■ **Provided entries**
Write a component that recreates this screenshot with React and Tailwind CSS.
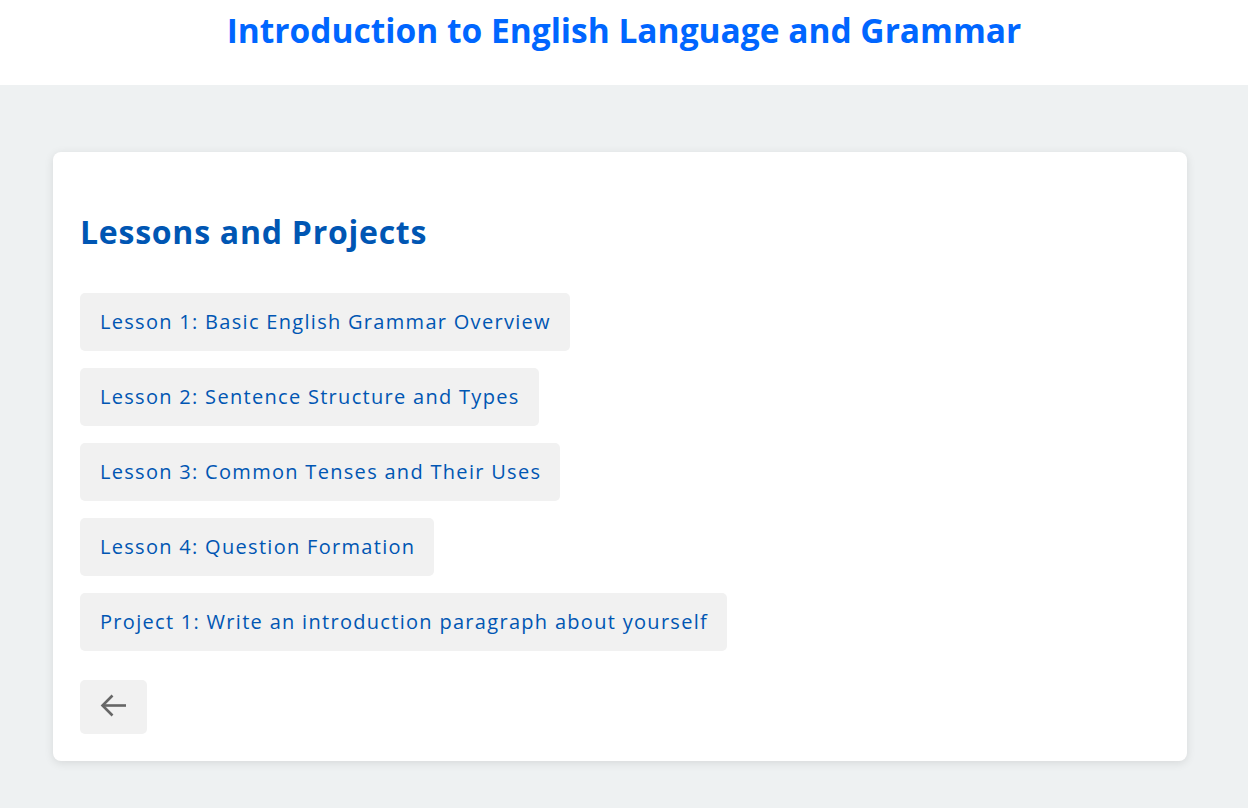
const items = [
  "Lesson 1: Basic English Grammar Overview",
  "Lesson 2: Sentence Structure and Types",
  "Lesson 3: Common Tenses and Their Uses",
  "Lesson 4: Question Formation",
  "Project 1: Write an introduction paragraph about yourself",
];

export default function App() {
  return (
    <div className="min-h-[808px] bg-[#eef1f2] font-['Open_Sans',sans-serif]">
      <header className="h-[85px] bg-white flex justify-center">
        <h1 className="mt-[9px] text-[33.5px] leading-[42px] font-bold text-[#0066ff]">
          Introduction to English Language and Grammar
        </h1>
      </header>

      <main className="pt-[67px] pb-[47px]">
        <div className="ml-[53px] w-[1134px] rounded-lg bg-white px-[27px] pt-[61px] pb-[27px] shadow-[0_2px_10px_rgba(0,0,0,0.1)]">
          <h2 className="text-[32px] leading-[38px] font-bold tracking-[0.75px] text-[#0056b3]">Lessons and Projects</h2>

          <ul className="mt-[42px] flex flex-col items-start gap-[17px]">
            {items.map((t) => (
              <li key={t}>
                <button className="h-[58px] rounded-[5px] bg-[#f1f1f1] pl-5 pr-[19px] text-[20px] tracking-[1.3px] text-[#0056b3]">
                  {t}
                </button>
              </li>
            ))}
          </ul>

          <button className="mt-[29px] flex h-[54px] w-[67px] items-center justify-center rounded-[5px] bg-[#f1f1f1] pb-[3px] text-[#666666]">
            <svg width="27" height="23" viewBox="0 0 27 23" fill="none" stroke="currentColor" strokeWidth="2.6" strokeLinejoin="miter">
              <path d="M26 11.5H2.5" />
              <path d="M12.5 1.5L2.5 11.5L12.5 21.5" />
            </svg>
          </button>
        </div>
      </main>
    </div>
  );
}
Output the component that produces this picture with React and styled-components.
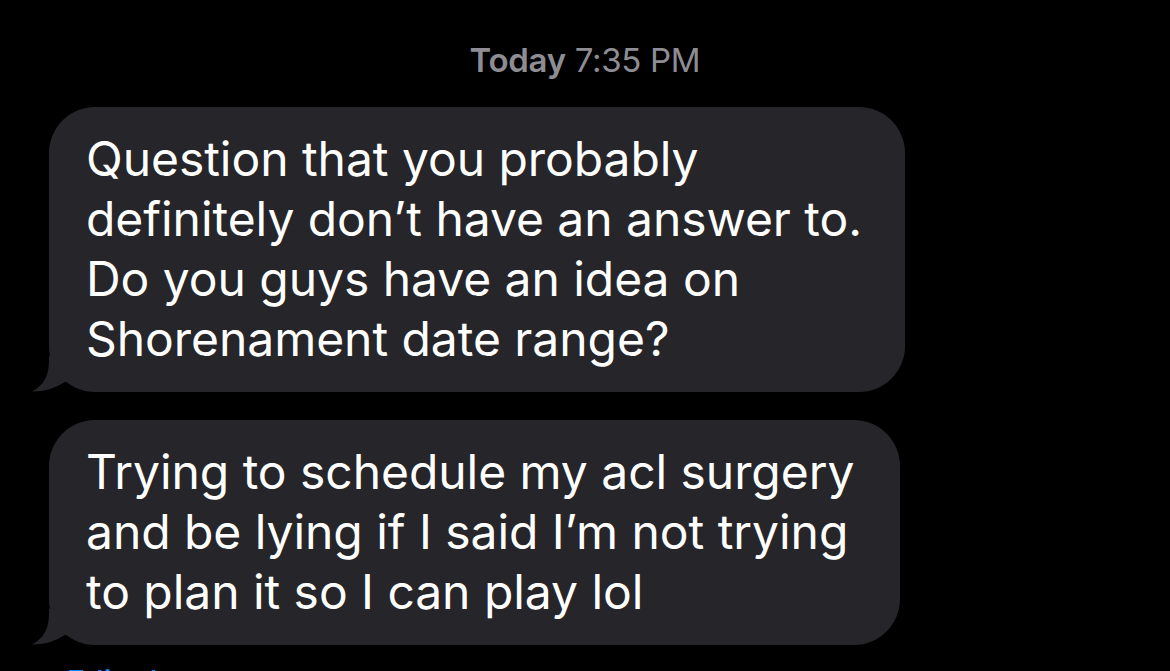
import React from 'react';
import styled, { createGlobalStyle } from 'styled-components';

const GlobalStyle = createGlobalStyle`
  html, body {
    margin: 0;
    padding: 0;
    background: #000;
    overflow: hidden;
  }
  body {
    font-family: Inter, "Noto Sans", "Liberation Sans", sans-serif;
    -webkit-font-smoothing: antialiased;
  }
`;

const Thread = styled.div`
  width: 1170px;
  height: 671px;
  background: #000;
  display: flex;
  flex-direction: column;
  align-items: flex-start;
  padding: 40px 0 0 49px;
  box-sizing: border-box;
  overflow: hidden;
`;

const Stamp = styled.div`
  align-self: center;
  margin-left: -49px;
  color: #8d8d93;
  font-size: 33px;
  line-height: 40px;
  letter-spacing: -0.3px;
  margin-bottom: 27px;

  b {
    font-weight: 600;
  }
`;

const Bubble = styled.div`
  position: relative;
  box-sizing: border-box;
  width: ${p => p.$width}px;
  background: #262529;
  color: #fff;
  border-radius: 46px;
  padding: 22px 0 23px 37px;
  font-size: 48px;
  line-height: 60px;
  letter-spacing: -0.05px;
  margin-bottom: ${p => p.$gap || 0}px;
`;

const Line = styled.span`
  display: block;
  white-space: nowrap;
`;

const Tail = styled.svg`
  position: absolute;
  left: -17px;
  bottom: 0;
  width: 40px;
  height: 36px;
`;

const Edited = styled.div`
  margin-top: 18px;
  margin-left: 18px;
  color: #0a84ff;
  font-size: 30px;
  font-weight: 500;
  line-height: 36px;
`;

const BubbleTail = () => (
  <Tail viewBox="0 0 40 36">
    <path d="M17 0 L17 4 C17 20 12 29 0 35.5 C12 36 23 32 33 26 L40 26 L40 0 Z" fill="#262529" />
  </Tail>
);

const messages = [
  {
    lines: [
      'Question that you probably',
      'definitely don\u2019t have an answer to.',
      'Do you guys have an idea on',
      'Shorenament date range?'
    ],
    width: 856,
    gap: 28
  },
  {
    lines: [
      'Trying to schedule my acl surgery',
      'and be lying if I said I\u2019m not trying',
      'to plan it so I can play lol'
    ],
    width: 851,
    gap: 0
  }
];

export default function App() {
  return (
    <>
      <GlobalStyle />
      <Thread>
        <Stamp><b>Today</b> 7:35 PM</Stamp>
        {messages.map((m, i) => (
          <Bubble key={i} $width={m.width} $gap={m.gap}>
            {m.lines.map((l, j) => <Line key={j}>{l}</Line>)}
            <BubbleTail />
          </Bubble>
        ))}
        <Edited>Edited</Edited>
      </Thread>
    </>
  );
}
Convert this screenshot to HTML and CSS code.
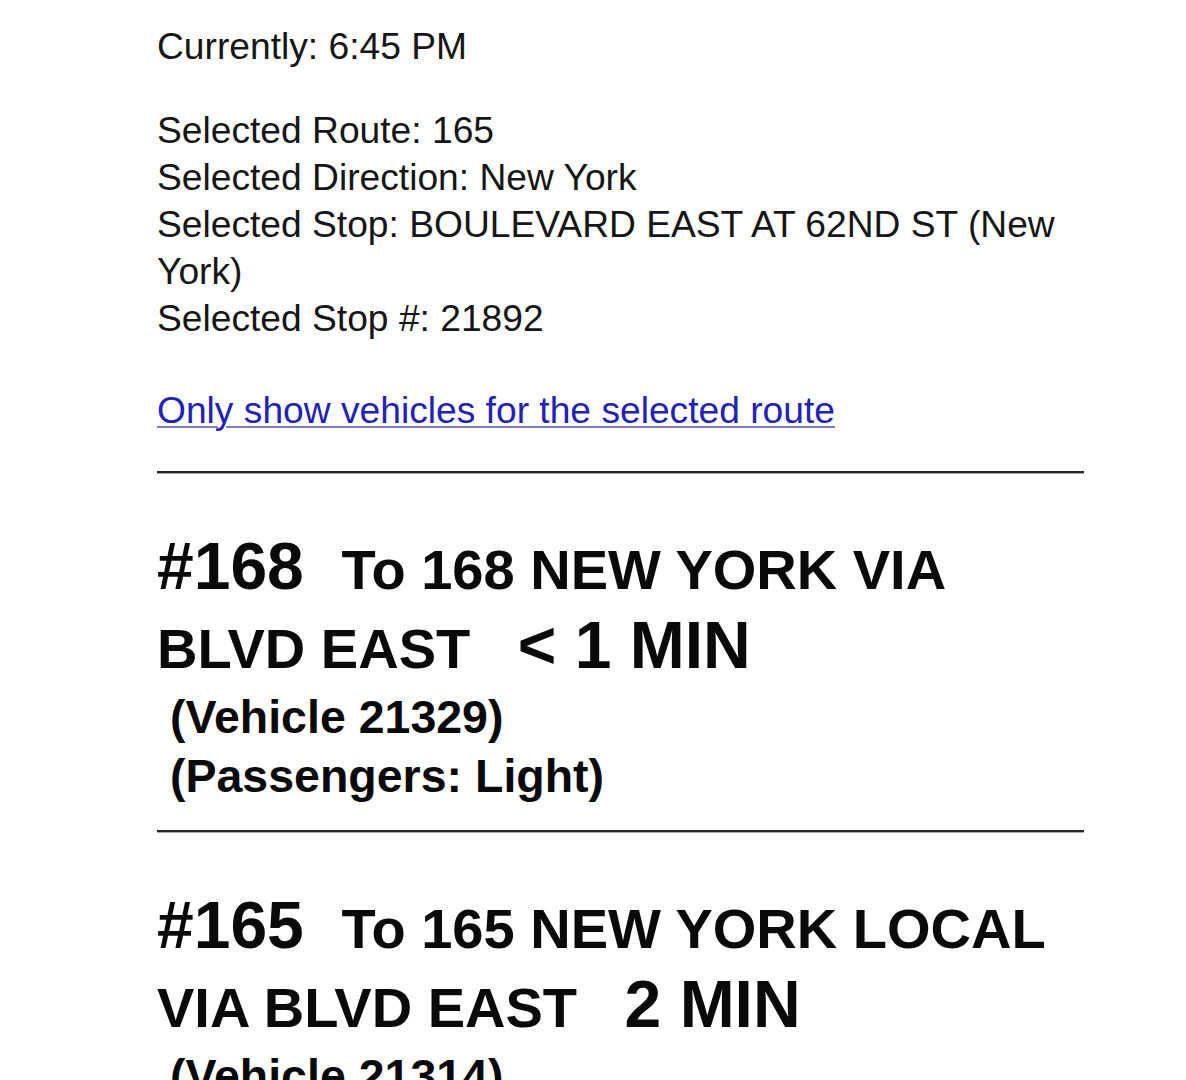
FILE: index.html
```html
<!DOCTYPE html>
<html lang="en">
<head>
    <meta charset="UTF-8">
    <meta name="viewport" content="width=device-width, initial-scale=1.0">
    <title>Bus Arrivals</title>
    <link rel="stylesheet" href="styles.css">
</head>
<body>

    <div class="page">
        <p class="now">Currently: 6:45 PM</p>

        <p class="selected">
            Selected Route: 165<br>
            Selected Direction: New York<br>
            Selected Stop: BOULEVARD EAST AT 62ND ST (New York)<br>
            Selected Stop #: 21892
        </p>

        <p class="filter"><a href="#">Only show vehicles for the selected route</a></p>

        <hr>

        <!-- Arrival 1 -->
        <div class="arrival">
            <h3><span class="route">#168</span> To 168 NEW YORK VIA BLVD EAST <span class="eta">&lt; 1 MIN</span></h3>
            <p class="vehicle">
                (Vehicle 21329)<br>
                (Passengers: Light)
            </p>
        </div>

        <hr>

        <!-- Arrival 2 -->
        <div class="arrival">
            <h3><span class="route">#165</span> To 165 NEW YORK LOCAL VIA BLVD EAST <span class="eta">2 MIN</span></h3>
            <p class="vehicle">
                (Vehicle 21314)<br>
                (Passengers: Light)
            </p>
        </div>
    </div>

</body>
</html>
```

FILE: styles.css
```css
* {
    margin: 0;
    padding: 0;
    box-sizing: border-box;
}

body {
    font-family: "Liberation Sans", Arial, sans-serif;
    background-color: #ffffff;
    color: #161616;
    margin: 0;
}

.page {
    width: 927px;
    margin-left: 157px;
    padding-top: 23px;
}

.now,
.selected,
.filter {
    font-size: 37.2px;
    line-height: 47px;
}

.selected {
    margin-top: 37px;
}

.filter {
    margin-top: 45px;
}

.filter a {
    color: #2222b4;
    text-decoration: underline;
    text-decoration-color: #7d7dc8;
    text-decoration-thickness: 2px;
    text-underline-offset: 3px;
}

hr {
    border: none;
    border-top: 2px solid #262626;
    border-bottom: 1px solid #a8a8a8;
    margin-top: 37px;
}

.arrival + hr {
    margin-top: 24px;
}

.arrival h3 {
    margin-top: 56px;
    font-size: 56px;
    line-height: 79px;
    font-weight: bold;
    color: #0a0a0a;
}

.route,
.eta {
    font-size: 66px;
    line-height: 1;
}

.route {
    margin-right: 22px;
}

.eta {
    margin-left: 32px;
}

.vehicle {
    font-size: 46.5px;
    line-height: 59px;
    font-weight: bold;
    color: #0a0a0a;
    padding-left: 13px;
}
```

■ **Requirements**
Gather from the entries above all lines that include the string "with".

■ **Full answer**
Write a component that recreates this screenshot with React and Tailwind CSS.
Output the component that produces this picture with React and styled-components.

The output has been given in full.